US shoots down another ‘unidentified object’
A US fighter jet has brought down an unidentified object in Canadian airspace, on orders from President Joe Biden and Canada’s Prime Minister Justin Trudeau. The incident marks the third time the US has destroyed a flying object in the region in recent weeks.
In a statement on Saturday, the White House said the two leaders spoke about “the unidentified, unmanned object” spotted in North American airspace. It noted that the craft “was closely tracked and monitored by North American Aerospace Defense Command (NORAD) over the last 24 hours,” with Biden constantly briefed on the matter.
“Out of an abundance of caution and at the recommendation of their militaries, President Biden and Prime Minister Trudeau authorized it to be taken down,” the statement read. The operation was carried out using a US F-22 fighter jet.
In a separate tweet, Trudeau said that the device was brought down over Yukon in northwest Canada. He also stated that Ottawa would “recover and analyze the wreckage of the object.”
Commenting on the incident, Canadian Defense Minister Anita Anand said “it’s far too early” to say whether the aircraft came from China or not. She noted that the device, which was “flying at an altitude of approximately 40,000 feet (12,000 meters), had unlawfully entered Canadian airspace and posed a reasonable threat to the safety of civilian flight”.
However, she described the item as “potentially similar to the one that was shot down off the coast of North Carolina though smaller in size and cylindrical in nature.”
Last week, the Pentagon destroyed a suspected Chinese “spy balloon” over the Atlantic, claiming that Beijing was using it to “surveil strategic sites” in the US.

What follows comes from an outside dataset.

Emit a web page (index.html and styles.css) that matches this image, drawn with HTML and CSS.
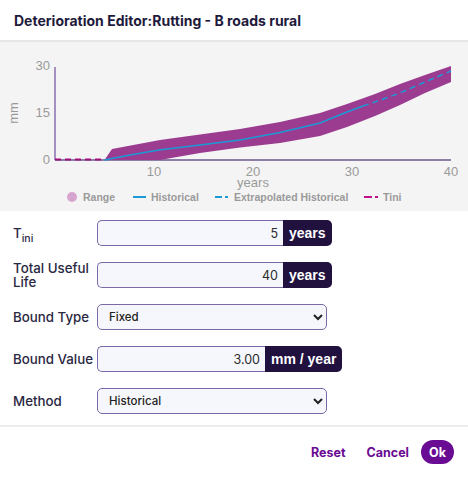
FILE: index.html
```html
<!DOCTYPE html>
<html lang="en">
<head>
    <meta charset="UTF-8">
    <meta name="viewport" content="width=device-width, initial-scale=1.0">
    <title>Deterioration Editor</title>
    <link rel="stylesheet" href="styles.css">
</head>
<body>
    <div class="dialog">
        <div class="dialog-head">
            <h1>Deterioration Editor:Rutting - B roads rural</h1>
        </div>

        <div class="chart">
            <svg width="468" height="169" viewBox="0 42 468 169">
                <!-- axes -->
                <line x1="55" y1="67" x2="55" y2="160" class="axis-y"/>
                <line x1="55" y1="160" x2="451" y2="160" class="axis-x"/>

                <!-- tick labels -->
                <text x="50" y="70" class="tick" text-anchor="end">30</text>
                <text x="50" y="117" class="tick" text-anchor="end">15</text>
                <text x="50" y="164" class="tick" text-anchor="end">0</text>
                <text x="154" y="176" class="tick" text-anchor="middle">10</text>
                <text x="253" y="176" class="tick" text-anchor="middle">20</text>
                <text x="352" y="176" class="tick" text-anchor="middle">30</text>
                <text x="451" y="176" class="tick" text-anchor="middle">40</text>
                <text x="253" y="187" class="tick" text-anchor="middle">years</text>
                <text x="0" y="0" class="tick" text-anchor="middle" transform="translate(18 113) rotate(-90)">mm</text>

                <!-- range band -->
                <polygon class="band" points="104.5,160 112,149 160,140 200,134.5 240,129 280,122 320,113 347,104 375,94 400,84 425,75 451,66 451,82 425,93 400,105 375,116 347,127 320,136 280,143 240,147.5 200,153 160,160"/>

                <!-- historical -->
                <polyline class="hist" points="104.5,160 130,155 159,150 200,145 240,140 280,132.5 320,123 347,112 363,106"/>
                <polyline class="extra" points="363,106 375,102 400,93 425,82 451,71"/>

                <!-- tini -->
                <line x1="55" y1="159.5" x2="105" y2="159.5" class="tini"/>

                <!-- legend -->
                <circle cx="72" cy="197" r="5" fill="#d6a5cf"/>
                <text x="83" y="201" class="legend">Range</text>
                <line x1="133" y1="197" x2="146" y2="197" stroke="#1b9ad6" stroke-width="2"/>
                <text x="151" y="201" class="legend">Historical</text>
                <line x1="215" y1="197" x2="229" y2="197" stroke="#1b9ad6" stroke-width="2" stroke-dasharray="7 3 3 3"/>
                <text x="234" y="201" class="legend">Extrapolated Historical</text>
                <line x1="364" y1="197" x2="380" y2="197" stroke="#c0108a" stroke-width="2" stroke-dasharray="8 3 3 3"/>
                <text x="383" y="201" class="legend">Tini</text>
            </svg>
        </div>

        <form class="fields">
            <div class="row">
                <label>T<sub>ini</sub></label>
                <div class="group">
                    <input type="text" value="5" class="w-years">
                    <span class="unit">years</span>
                </div>
            </div>
            <div class="row">
                <label>Total Useful Life</label>
                <div class="group">
                    <input type="text" value="40" class="w-years">
                    <span class="unit">years</span>
                </div>
            </div>
            <div class="row">
                <label>Bound Type</label>
                <select>
                    <option>Fixed</option>
                </select>
            </div>
            <div class="row">
                <label>Bound Value</label>
                <div class="group">
                    <input type="text" value="3.00" class="w-rate">
                    <span class="unit">mm / year</span>
                </div>
            </div>
            <div class="row">
                <label>Method</label>
                <select>
                    <option>Historical</option>
                </select>
            </div>
        </form>

        <div class="actions">
            <button type="button" class="link reset">Reset</button>
            <button type="button" class="link cancel">Cancel</button>
            <button type="button" class="ok">Ok</button>
        </div>
    </div>
</body>
</html>
```

FILE: styles.css
```css
body {
    margin: 0;
    font-family: Inter, "Noto Sans", sans-serif;
    color: #26243f;
    background: #fff;
}
.dialog {
    width: 468px;
}
.dialog-head {
    height: 40px;
    display: flex;
    align-items: center;
    padding: 0 14px;
    border-bottom: 2px solid #e6e6e6;
}
h1 {
    margin: 0;
    font-size: 14px;
    font-weight: 700;
    color: #1e1a3c;
}

/* chart */
.chart {
    background: #f4f4f4;
    height: 169px;
}
.chart svg {
    display: block;
}
.axis-y {
    stroke: #8770b0;
    stroke-width: 1.5;
}
.axis-x {
    stroke: #8d7fa8;
    stroke-width: 2;
}
.tick {
    font-family: "Liberation Sans", Arial, sans-serif;
    font-size: 13px;
    fill: #9a9a9a;
}
.legend {
    font-family: "Liberation Sans", Arial, sans-serif;
    font-size: 10.5px;
    font-weight: 700;
    fill: #9a9a9a;
}
.band {
    fill: #9b3c90;
}
.hist {
    fill: none;
    stroke: #1b9ad6;
    stroke-width: 1.5;
}
.extra {
    fill: none;
    stroke: #1b9ad6;
    stroke-width: 1.5;
    stroke-dasharray: 6 4;
}
.tini {
    stroke: #a0107a;
    stroke-width: 2;
    stroke-dasharray: 6 4;
}

/* form */
.fields {
    display: flex;
    flex-direction: column;
    gap: 16px;
    padding: 9px 0 11px 13px;
    margin: 0;
    border-bottom: 2px solid #ececec;
}
.row {
    display: flex;
    align-items: center;
    height: 26px;
}
.row label {
    width: 84px;
    font-size: 13.3px;
    font-weight: 500;
    line-height: 14px;
    color: #2a2842;
}
.row label sub {
    font-size: 10.5px;
    vertical-align: -4px;
    line-height: 0;
}
.group {
    display: flex;
    height: 26px;
}
.group input {
    box-sizing: border-box;
    height: 26px;
    border: 1px solid #7b69a6;
    border-right: none;
    border-radius: 5px 0 0 5px;
    background: #f6f7fd;
    text-align: right;
    padding: 0 5px;
    font-family: Inter, sans-serif;
    font-size: 12.5px;
    color: #2a2a2a;
    outline: none;
}
.w-years {
    width: 186px;
}
.w-rate {
    width: 168px;
}
.unit {
    display: flex;
    align-items: center;
    padding: 0 6px;
    background: #21113f;
    color: #fff;
    font-family: "Liberation Sans", Arial, sans-serif;
    font-weight: 700;
    font-size: 14px;
    border-radius: 0 5px 5px 0;
}
select {
    box-sizing: border-box;
    width: 230px;
    height: 26px;
    border: 1px solid #7b69a6;
    border-radius: 5px;
    background: #f6f7fd;
    padding: 0 7px;
    font-family: Inter, sans-serif;
    font-size: 11.5px;
    font-weight: 500;
    color: #222;
}

/* footer */
.actions {
    display: flex;
    justify-content: flex-end;
    align-items: center;
    padding: 13px 14px;
}
.actions button {
    border: none;
    background: none;
    font-family: Inter, sans-serif;
    font-size: 12.5px;
    font-weight: 700;
    color: #6a0b93;
    padding: 0;
    cursor: pointer;
}
.reset {
    margin-right: 21px;
}
.cancel {
    margin-right: 12px;
}
.actions .ok {
    width: 33px;
    height: 24px;
    border-radius: 12px;
    background: #6a0b93;
    color: #fff;
}
```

China described the balloon as a “civilian airship” that strayed into the US airspace due to force majeure circumstances. Beijing also accused Washington of using the incident as a pretext to “attack and smear China.”
On Friday, the White House claimed that another “high-altitude object” was destroyed by US warplanes near Alaska. It did not identify its origin, but stated that it “posed a reasonable threat to the safety of civilian flight.”